Task requirements: Go through the entries below and pick out every line with "this".

___ Recorded information

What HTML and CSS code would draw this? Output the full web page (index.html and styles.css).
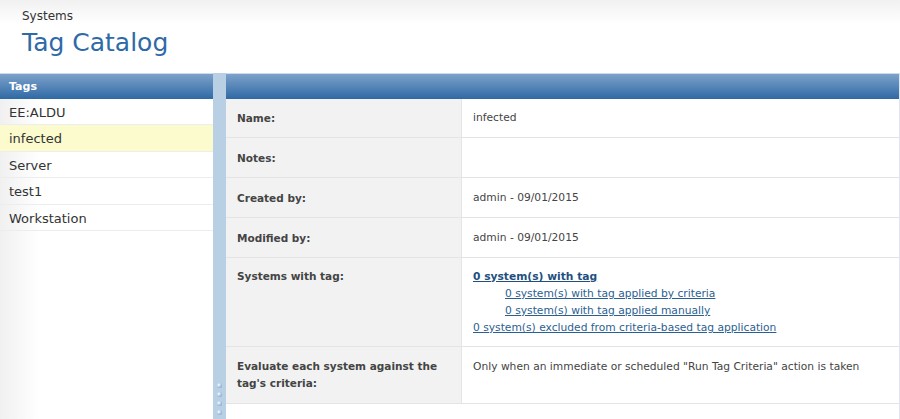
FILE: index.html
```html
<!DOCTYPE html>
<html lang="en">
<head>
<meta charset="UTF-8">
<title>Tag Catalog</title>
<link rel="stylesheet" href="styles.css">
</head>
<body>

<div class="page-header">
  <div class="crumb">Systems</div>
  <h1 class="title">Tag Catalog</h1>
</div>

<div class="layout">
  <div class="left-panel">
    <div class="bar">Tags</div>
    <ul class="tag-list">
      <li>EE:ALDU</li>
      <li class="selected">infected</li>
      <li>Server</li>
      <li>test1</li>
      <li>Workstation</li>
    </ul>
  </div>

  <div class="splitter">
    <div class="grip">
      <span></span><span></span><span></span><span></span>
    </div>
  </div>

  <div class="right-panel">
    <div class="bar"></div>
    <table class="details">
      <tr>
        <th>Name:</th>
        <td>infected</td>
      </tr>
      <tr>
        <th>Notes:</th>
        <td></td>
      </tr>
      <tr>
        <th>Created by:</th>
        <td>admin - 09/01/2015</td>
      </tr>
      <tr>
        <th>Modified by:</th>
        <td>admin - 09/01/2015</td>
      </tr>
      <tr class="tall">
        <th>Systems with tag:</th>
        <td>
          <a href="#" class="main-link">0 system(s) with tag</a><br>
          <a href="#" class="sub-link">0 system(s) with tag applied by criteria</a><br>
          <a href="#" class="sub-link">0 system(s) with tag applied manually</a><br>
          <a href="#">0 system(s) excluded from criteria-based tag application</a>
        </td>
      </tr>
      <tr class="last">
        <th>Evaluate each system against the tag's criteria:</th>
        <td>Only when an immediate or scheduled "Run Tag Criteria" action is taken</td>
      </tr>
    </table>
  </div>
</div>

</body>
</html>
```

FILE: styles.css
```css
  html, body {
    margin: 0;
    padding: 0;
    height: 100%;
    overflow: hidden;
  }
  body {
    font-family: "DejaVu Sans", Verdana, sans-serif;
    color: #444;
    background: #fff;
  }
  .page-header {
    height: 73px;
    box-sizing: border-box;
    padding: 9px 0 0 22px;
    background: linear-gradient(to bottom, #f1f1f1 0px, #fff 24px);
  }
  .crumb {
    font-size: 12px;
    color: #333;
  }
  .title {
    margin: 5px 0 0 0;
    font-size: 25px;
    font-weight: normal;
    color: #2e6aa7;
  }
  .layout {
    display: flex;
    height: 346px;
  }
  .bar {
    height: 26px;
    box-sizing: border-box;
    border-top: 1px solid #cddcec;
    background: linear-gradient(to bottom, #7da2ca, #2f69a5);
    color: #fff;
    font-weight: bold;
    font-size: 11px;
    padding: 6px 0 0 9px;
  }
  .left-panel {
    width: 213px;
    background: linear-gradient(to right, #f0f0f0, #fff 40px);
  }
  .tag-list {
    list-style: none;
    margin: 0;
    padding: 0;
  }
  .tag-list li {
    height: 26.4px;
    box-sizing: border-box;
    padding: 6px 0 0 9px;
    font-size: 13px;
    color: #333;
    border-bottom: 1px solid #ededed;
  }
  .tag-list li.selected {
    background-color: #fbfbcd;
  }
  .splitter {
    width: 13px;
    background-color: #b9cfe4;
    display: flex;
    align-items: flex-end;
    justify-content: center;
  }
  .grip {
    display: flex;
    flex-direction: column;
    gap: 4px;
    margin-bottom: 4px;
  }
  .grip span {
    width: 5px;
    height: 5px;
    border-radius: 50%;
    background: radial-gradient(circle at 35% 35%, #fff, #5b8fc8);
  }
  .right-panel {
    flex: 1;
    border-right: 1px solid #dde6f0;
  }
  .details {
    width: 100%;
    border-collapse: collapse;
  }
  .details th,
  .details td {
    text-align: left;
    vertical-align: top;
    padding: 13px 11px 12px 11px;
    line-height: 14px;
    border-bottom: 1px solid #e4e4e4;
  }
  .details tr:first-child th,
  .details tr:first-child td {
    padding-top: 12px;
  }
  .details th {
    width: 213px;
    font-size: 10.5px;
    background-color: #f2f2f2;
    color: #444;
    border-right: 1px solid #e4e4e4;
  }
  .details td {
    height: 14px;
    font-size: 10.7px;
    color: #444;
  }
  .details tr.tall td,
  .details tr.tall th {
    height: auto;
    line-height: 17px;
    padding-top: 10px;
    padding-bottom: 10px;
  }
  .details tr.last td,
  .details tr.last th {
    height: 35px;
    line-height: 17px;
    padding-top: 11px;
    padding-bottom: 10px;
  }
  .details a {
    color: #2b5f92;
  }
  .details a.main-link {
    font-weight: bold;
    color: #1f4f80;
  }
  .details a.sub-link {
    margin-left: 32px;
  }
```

______
___ Recorded information

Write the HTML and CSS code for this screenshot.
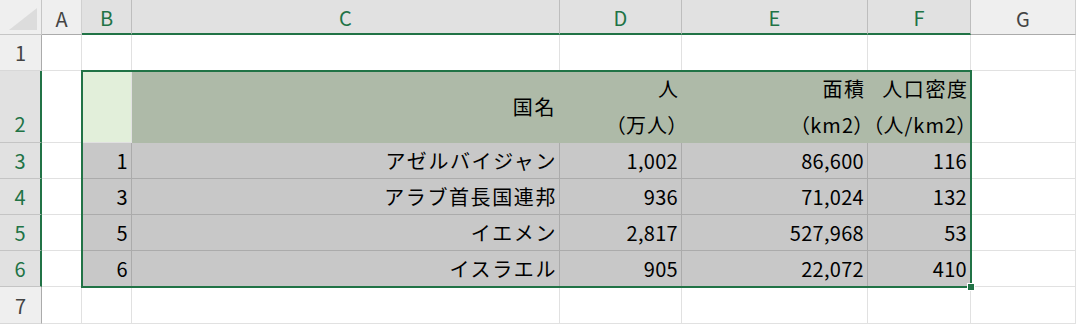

______

Worked solution:
What HTML and CSS code would draw this? Output the full web page (index.html and styles.css).
Write the HTML and CSS code for this screenshot.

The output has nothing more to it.